The ugly face of old generation savings product

24 October 2011 Gareth Stokes
Gareth Stokes, FAnews Online Editor

Gareth Stokes, FAnews Online Editor

Modern financial services legislation centres on the consumer. New laws such as the FAIS Act, National Credit Act and Consumer Protection Act are designed to protect Joe Average from often unscrupulous industry stakeholders. In the event legislation fails to protect their rights, consumers can turn to various industry Ombudsmen, or in the case of pension funds complaints, to the Pension Funds Adjudicator (PFA) for assistance. But the Ombudsmen and PFA are often bound by nonsensical practices from the dark ages of the life industry.

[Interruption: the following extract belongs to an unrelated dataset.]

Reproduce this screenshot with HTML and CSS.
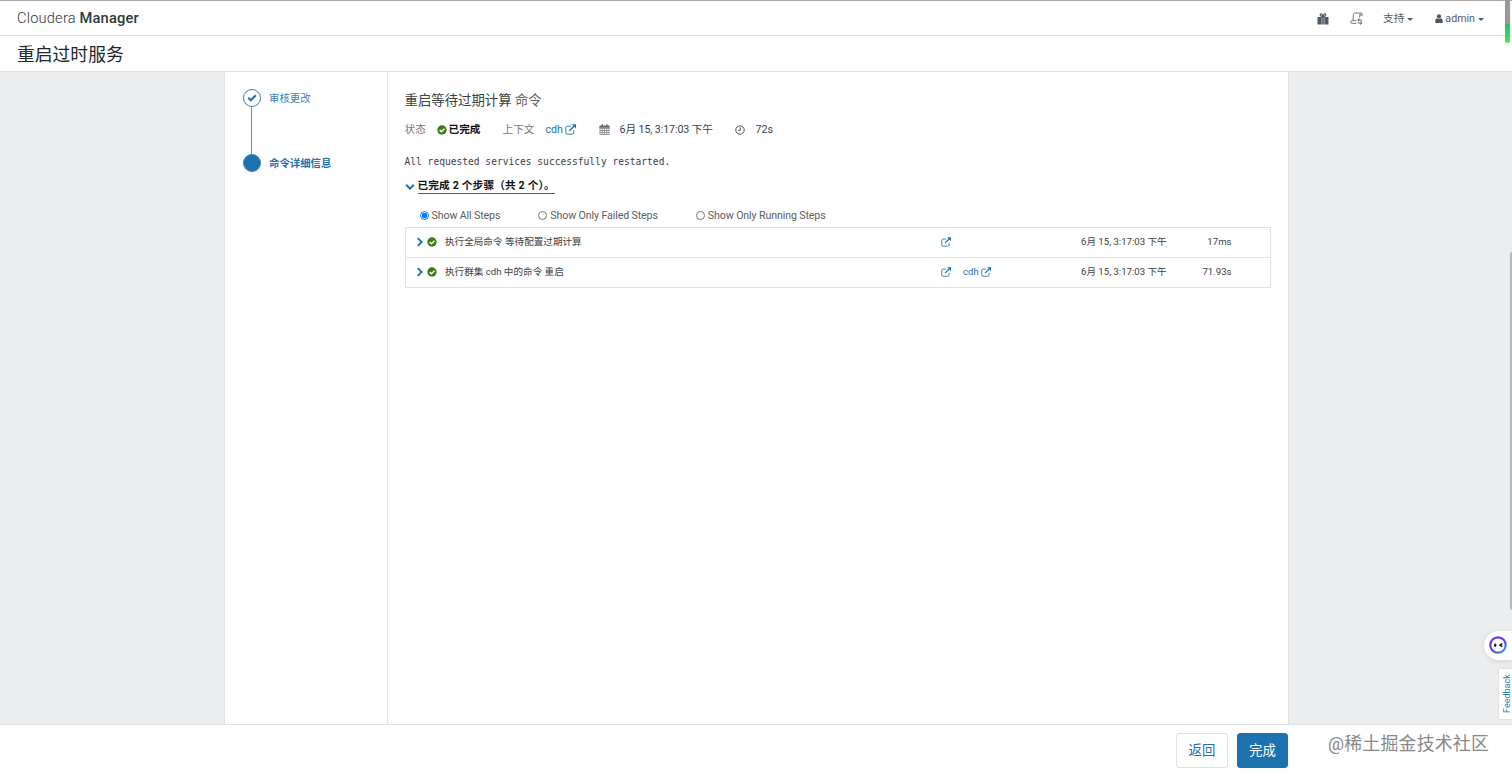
FILE: index.html
```html
<!DOCTYPE html>
<html lang="zh-CN">
<head>
    <meta charset="UTF-8">
    <title>重启过时服务 - Cloudera Manager</title>
    <link rel="stylesheet" href="styles.css">
</head>
<body>
    <svg class="sprite" width="0" height="0">
        <symbol id="check-circle" viewBox="0 0 12 12">
            <circle cx="6" cy="6" r="5.6" fill="#3b7e10"/>
            <path d="M3.2 6.1l2.1 2.1 3.7-3.8" fill="none" stroke="#fff" stroke-width="1.7"/>
        </symbol>
        <symbol id="external" viewBox="0 0 12 12">
            <path d="M6.3 2.4H2.4C1.5 2.4.9 3 .9 3.9v5.7c0 .9.6 1.5 1.5 1.5h5.7c.9 0 1.5-.6 1.5-1.5V7" fill="none" stroke="currentColor" stroke-width="1"/>
            <path d="M4.8 7.4l5-5" fill="none" stroke="currentColor" stroke-width="1.5"/>
            <path d="M7.3.3H12V5z" fill="currentColor"/>
        </symbol>
        <symbol id="chevron" viewBox="0 0 8 10">
            <path d="M1.8 1.2L5.6 5 1.8 8.8" fill="none" stroke="currentColor" stroke-width="1.9"/>
        </symbol>
    </svg>

    <header>
        <div class="brand">Cloudera <b>Manager</b></div>
        <div class="top-menu">
            <svg class="icon-gift" viewBox="0 0 12 12">
                <path d="M.5 4h4.2v7.5H.5zM7.3 4h4.2v7.5H7.3zM5.2 3.4h1.6v8.1H5.2z" fill="#4f5864"/>
                <path d="M5.7 3.6C3.2 3.6 2.4.9 4 .9c1.1 0 1.6 1.2 2 2.5C6.4 2.1 6.9.9 8 .9c1.6 0 .8 2.7-1.7 2.7" fill="none" stroke="#4f5864" stroke-width="1.1"/>
            </svg>
            <svg class="icon-scroll" viewBox="0 0 12 12">
                <path d="M5.8 10.5H2C.4 10.5.3 8.3 1.2 8h1.500L3.200 2.500C3.300 1.500 3.600 1 4.400 1h5.700c-.8.4-1 .9-1 1.800l-.2 2.200M10.100 1c1 0 1.500.6 1.300 1.900H9.200M2.700 8h3.200" fill="none" stroke="#6b727b" stroke-width=".9"/>
                <path d="M7.2 7.3L8.6 6.1M7.2 7.3L8.6 8.5M7.4 7.3h2a1.500 1.500 0 0 1 1.600 1.500M10.800 10.300L9.400 9.100M10.800 10.300L9.400 11.500M10.600 10.300h-2a1.500 1.500 0 0 1-1.500-1" fill="none" stroke="#4f5864" stroke-width=".9"/>
            </svg>
            <span class="menu-item support">支持<i class="caret"></i></span>
            <span class="menu-item">
                <svg class="icon-user" viewBox="0 0 9 10"><circle cx="4.5" cy="2.6" r="2.4"/><path d="M.3 10V7.7C.3 6 1.2 5 2.5 4.7c1.200.9 2.800.9 4 0C7.800 5 8.700 6 8.700 7.700V10z"/></svg>admin<i class="caret"></i>
            </span>
        </div>
    </header>

    <h1>重启过时服务</h1>

    <main>
        <div class="wizard">
            <ul class="steps">
                <li>
                    <span class="dot"><svg viewBox="0 0 12 12"><path d="M1.5 5.8l3 3L10.5 2.8" fill="none" stroke="#1c72af" stroke-width="2.5"/></svg></span>
                    <span class="step-name">审核更改</span>
                </li>
                <li class="active">
                    <span class="dot"></span>
                    <span class="step-name">命令详细信息</span>
                </li>
            </ul>
            <section class="content">
                <h2>重启等待过期计算 <small>命令</small></h2>
                <div class="status">
                    <span class="label">状态</span>
                    <svg class="ok"><use href="#check-circle"/></svg>
                    <b>已完成</b>
                    <span class="label context">上下文</span>
                    <a href="#">cdh<svg class="ext"><use href="#external"/></svg></a>
                    <svg class="calendar" viewBox="0 0 11 11">
                        <path d="M.9 2h9.2v8.5H.9zM.9 4.5h9.2M.9 6.5h9.2M.9 8.5h9.2M3.2 4.5v6M5.5 4.5v6M7.8 4.5v6" fill="none" stroke="#777" stroke-width=".7"/>
                        <path d="M.6 1.7h9.8v2H.6zM2.5.2h1.4v2.5H2.5zM7.1.2h1.4v2.5H7.1z" fill="#666"/>
                    </svg>
                    <span class="date">6月 15, 3:17:03 下午</span>
                    <svg class="clock" viewBox="0 0 10 10"><circle cx="5" cy="5" r="4.2"/><path d="M5.3 2.3V5.4H3.2"/></svg>
                    <span>72s</span>
                </div>
                <pre>All requested services successfully restarted.</pre>
                <div class="summary">
                    <svg viewBox="0 0 10 8"><path d="M1.2 1.8L5 5.6l3.8-3.8" fill="none" stroke="#1c72af" stroke-width="2"/></svg>
                    <span>已完成 2 个步骤（共 2 个）。</span>
                </div>
                <div class="filters">
                    <label><input type="radio" name="filter" checked>Show All Steps</label>
                    <label><input type="radio" name="filter">Show Only Failed Steps</label>
                    <label><input type="radio" name="filter">Show Only Running Steps</label>
                </div>
                <div class="commands">
                    <div class="row">
                        <svg class="arrow"><use href="#chevron"/></svg>
                        <svg class="ok"><use href="#check-circle"/></svg>
                        <span class="name">执行全局命令 等待配置过期计算</span>
                        <a href="#"><svg class="ext"><use href="#external"/></svg></a>
                        <a href="#"></a>
                        <span>6月 15, 3:17:03 下午</span>
                        <span class="time">17ms</span>
                    </div>
                    <div class="row">
                        <svg class="arrow"><use href="#chevron"/></svg>
                        <svg class="ok"><use href="#check-circle"/></svg>
                        <span class="name">执行群集 cdh 中的命令 重启</span>
                        <a href="#"><svg class="ext"><use href="#external"/></svg></a>
                        <a href="#">cdh<svg class="ext"><use href="#external"/></svg></a>
                        <span>6月 15, 3:17:03 下午</span>
                        <span class="time">71.93s</span>
                    </div>
                </div>
            </section>
        </div>
    </main>

    <footer>
        <button>返回</button>
        <button class="primary">完成</button>
        <span class="watermark">@稀土掘金技术社区</span>
    </footer>

    <div class="meter"></div>
    <div class="scrollbar"></div>
    <div class="assistant">
        <svg viewBox="0 0 18 18">
            <defs><linearGradient id="ring" x1="0" y1="0" x2="1" y2="1"><stop offset="0" stop-color="#8b2be8"/><stop offset=".5" stop-color="#5540e0"/><stop offset="1" stop-color="#35a8ee"/></linearGradient></defs>
            <circle cx="9" cy="9" r="7.7" fill="#fff" stroke="url(#ring)" stroke-width="2.2"/>
            <ellipse cx="6.2" cy="9.2" rx="1.2" ry="1.8" fill="#111"/>
            <path d="M13.3 7.7L11 9.2l2.3 1.5" fill="none" stroke="#111" stroke-width="1.4"/>
        </svg>
    </div>
    <div class="feedback">Feedback</div>
</body>
</html>
```
FILE: styles.css
```css
* {
    box-sizing: border-box;
}
body {
    margin: 0;
    height: 776px;
    display: flex;
    flex-direction: column;
    overflow: hidden;
    position: relative;
    font-family: Roboto, "Noto Sans CJK SC", sans-serif;
    font-size: 10.67px;
    line-height: 16px;
    color: #3c4045;
    background: #fff;
}
svg {
    display: block;
    flex: none;
}
.sprite {
    position: absolute;
}
a {
    color: #1c72af;
    text-decoration: none;
}
header {
    flex: none;
    height: 36px;
    padding: 0 28px 0 17px;
    border-top: 1px solid #a9a9a9;
    border-bottom: 1px solid #dfe2e4;
    display: flex;
    align-items: center;
    justify-content: space-between;
}
.brand {
    font-size: 14.67px;
    font-weight: 300;
    letter-spacing: 0.18px;
    color: #30373f;
}
.brand b {
    font-weight: 500;
}
.top-menu {
    display: flex;
    align-items: center;
    padding-top: 1px;
    color: #555c65;
}
.icon-gift {
    width: 12px;
    height: 12px;
    margin-right: 21px;
}
.icon-scroll {
    width: 13px;
    height: 13px;
    margin-right: 20px;
}
.menu-item {
    display: flex;
    align-items: center;
    padding-top: 1px;
}
.support {
    margin-right: 22px;
}
.icon-user {
    width: 8px;
    height: 9px;
    margin: 0 2px 2px 0;
    fill: #4f5864;
}
.caret {
    margin-left: 3px;
    border: 3px solid transparent;
    border-top-color: #4f5864;
    border-bottom: 0;
}
h1 {
    flex: none;
    margin: 0;
    height: 36px;
    padding-left: 17px;
    border-bottom: 1px solid #dfe2e4;
    font-size: 17.8px;
    font-weight: 400;
    line-height: 37px;
    color: #20262d;
}
main {
    flex: 1;
    min-height: 0;
    background: #ecedef;
    display: flex;
    justify-content: center;
}
.wizard {
    width: 1065px;
    border: 1px solid #dfe2e4;
    border-width: 0 1px;
    background: #fff;
    display: flex;
}
.steps {
    list-style: none;
    margin: 0;
    padding: 17px 0 0 18px;
    width: 163px;
    border-right: 1px solid #dfe2e4;
    color: #3c83b8;
    font-size: 10.4px;
}
.steps li {
    display: flex;
    align-items: center;
    height: 18px;
    position: relative;
}
.step-name {
    padding-top: 2px;
}
.steps .active {
    margin-top: 47px;
    font-weight: bold;
    color: #1c72af;
}
.steps .active::before {
    content: "";
    position: absolute;
    left: 8px;
    bottom: 18px;
    height: 47px;
    border-left: 1px solid #5d96bd;
}
.dot {
    width: 18px;
    height: 18px;
    margin-right: 8.5px;
    border: 1px solid #3f82b0;
    border-radius: 50%;
    display: flex;
    align-items: center;
    justify-content: center;
}
.dot svg {
    width: 10px;
    height: 10px;
}
.active .dot {
    background: #1c72af;
}
.content {
    flex: 1;
    padding: 19px 17px 0;
}
h2 {
    margin: 0;
    font-size: 13.4px;
    font-weight: 400;
    line-height: 20px;
}
h2 small {
    font-size: inherit;
    color: #666;
}
.status {
    display: flex;
    align-items: center;
    height: 18px;
    margin-top: 10px;
}
.status svg {
    margin-bottom: 1px;
}
.label {
    width: 32px;
    color: #777;
}
.ok {
    width: 10px;
    height: 10px;
}
.status b {
    margin-left: 2px;
    color: #111;
    width: 54px;
}
.context {
    width: 43px;
}
.status a {
    display: flex;
    align-items: center;
    width: 53px;
}
.ext {
    width: 11px;
    height: 11px;
    margin-left: 2px;
}
.calendar {
    width: 11px;
    height: 11px;
    margin-right: 10px;
}
.date {
    width: 115px;
    letter-spacing: -0.1px;
}
.clock {
    width: 10px;
    height: 10px;
    margin-right: 11px;
    fill: none;
    stroke: #555;
}
pre {
    margin: 15px 0 0;
    font-family: "DejaVu Sans Mono", monospace;
    font-size: 9.6px;
    line-height: 16px;
}
.summary {
    display: flex;
    align-items: center;
    height: 16px;
    margin-top: 8px;
    color: #111;
    font-weight: bold;
}
.summary svg {
    width: 10px;
    height: 8px;
    margin: 1px 3px 0 0;
}
.summary span {
    height: 15px;
    line-height: 14px;
    letter-spacing: 0.15px;
    border-bottom: 1px solid #3b7e10;
}
.filters {
    display: flex;
    gap: 38px;
    margin-top: 13px;
    padding-left: 15px;
    letter-spacing: -0.13px;
    color: #5a5d61;
}
.filters label {
    display: flex;
    align-items: center;
    height: 18px;
}
.filters input {
    width: 9px;
    height: 9px;
    margin: 0 3px 2px 0;
}
.commands {
    margin-top: 2px;
    border: 1px solid #dfe2e4;
    font-size: 9.6px;
}
.row {
    display: grid;
    grid-template-columns: 11px 18px 494px 24px 118px 100px 1fr;
    align-items: center;
    height: 29px;
    padding: 0 38px 2px 10.5px;
}
.row + .row {
    height: 30px;
    border-top: 1px solid #dfe2e4;
}
.row a {
    display: flex;
    align-items: center;
}
.row .ext {
    width: 10px;
    height: 10px;
}
.arrow {
    width: 8px;
    height: 10px;
    color: #1c72af;
}
.time {
    text-align: right;
}
footer {
    flex: none;
    height: 52px;
    padding: 8px 22px 0 0;
    border-top: 1px solid #dfe2e4;
    display: flex;
    justify-content: flex-end;
}
button {
    width: 52px;
    height: 35px;
    margin-right: 9px;
    padding: 0 0 3px;
    border: 1px solid #dfe2e4;
    border-radius: 3px;
    background: #fff;
    color: #1c72af;
    font: 13.4px Roboto, "Noto Sans CJK SC", sans-serif;
}
button.primary {
    width: 51px;
    margin-right: 40px;
    border-color: #1c72af;
    background: #1c72af;
    color: #fff;
}
.watermark {
    width: 162px;
    font-size: 17.9px;
    line-height: 22px;
    letter-spacing: 0.2px;
    color: #888;
    white-space: nowrap;
}
.meter {
    position: absolute;
    top: 0;
    right: 2px;
    width: 5px;
    height: 43px;
    border-radius: 0 0 3px 3px;
    background: linear-gradient(#999 24px, #25c65a 24px, #4ade70);
    box-shadow: 0 3px 3px #eee;
}
.scrollbar {
    position: absolute;
    top: 252px;
    right: 0;
    width: 2px;
    height: 358px;
    border-radius: 2px 0 0 2px;
    background: #b5b7b9;
}
.assistant {
    position: absolute;
    top: 631px;
    right: 0;
    width: 28px;
    height: 29px;
    padding: 5px;
    border-radius: 15px 0 0 15px;
    background: #fff;
    box-shadow: 0 1px 5px rgba(0,0,0,0.12);
}
.assistant svg {
    width: 18px;
    height: 18px;
}
.feedback {
    position: absolute;
    top: 669px;
    right: 0;
    width: 13px;
    height: 50px;
    background: #fff;
    box-shadow: 0 0 2px rgba(0,0,0,0.15);
    writing-mode: vertical-rl;
    text-align: center;
    transform: rotate(180deg);
    font-size: 9px;
    line-height: 16px;
    color: #2b7fb8;
}
```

One such case landed in my inbox recently as a “stand out” among a list of typical PFA determinations.

The case dealt with commissions automatically deducted on a so-called old style retirement annuity. S Van der Merwe (the complainant), was unhappy with the way commission was deducted from his South African Retirement Annuity Fund (first Respondent) by Old Mutual Live Assurance SA (second respondent). A closer look at the determination confirms unwillingness by the industry to tackle its shortcomings, and reluctance on the part of the PFA to overstep certain boundaries.

The facts were not in dispute

To get to grips with this case we have to wind the clocks back a number of years. On 1 November 1985 the complainant became a member of the SA Retirement Annuity Fund (SARAF) of which Old Mutual was the administrator and underwriting insurer. The complainant’s policy went in force with an initial monthly recurring contribution of R42.10, an amount that was increased on a number of subsequent occasions at the complainant’s request. Old Mutual provided a detailed history of the policy in their response to the PFA. Monthly contributions were increased to R145.00 on 8 July 1997. On 5 September 2001, the contributions were increased by an extra R100.00, and further instructions to increase the monthly contributions were made effective from 1 April 2004, 1 February 2005 and 1 July 2006. So far, so good!

The complainant discovered that commission was being deducted from the credit balance on this policy each time the premium was increased despite the fact these instructions were issued by the policyholder without any broker assistance. Van Der Merwe said that he was “dissatisfied with the fact that there was a broker commission fee still being deducted from his investment even though he was not receiving any advice from a broker. He also submitted that “he managed his investment directly with the second respondent and as such, no broker fee should be deducted from his investment!” We were surprised that a complaint of this nature reached the PFA in the first place… Surely Old Mutual could have adequately addressed the matter directly with the client?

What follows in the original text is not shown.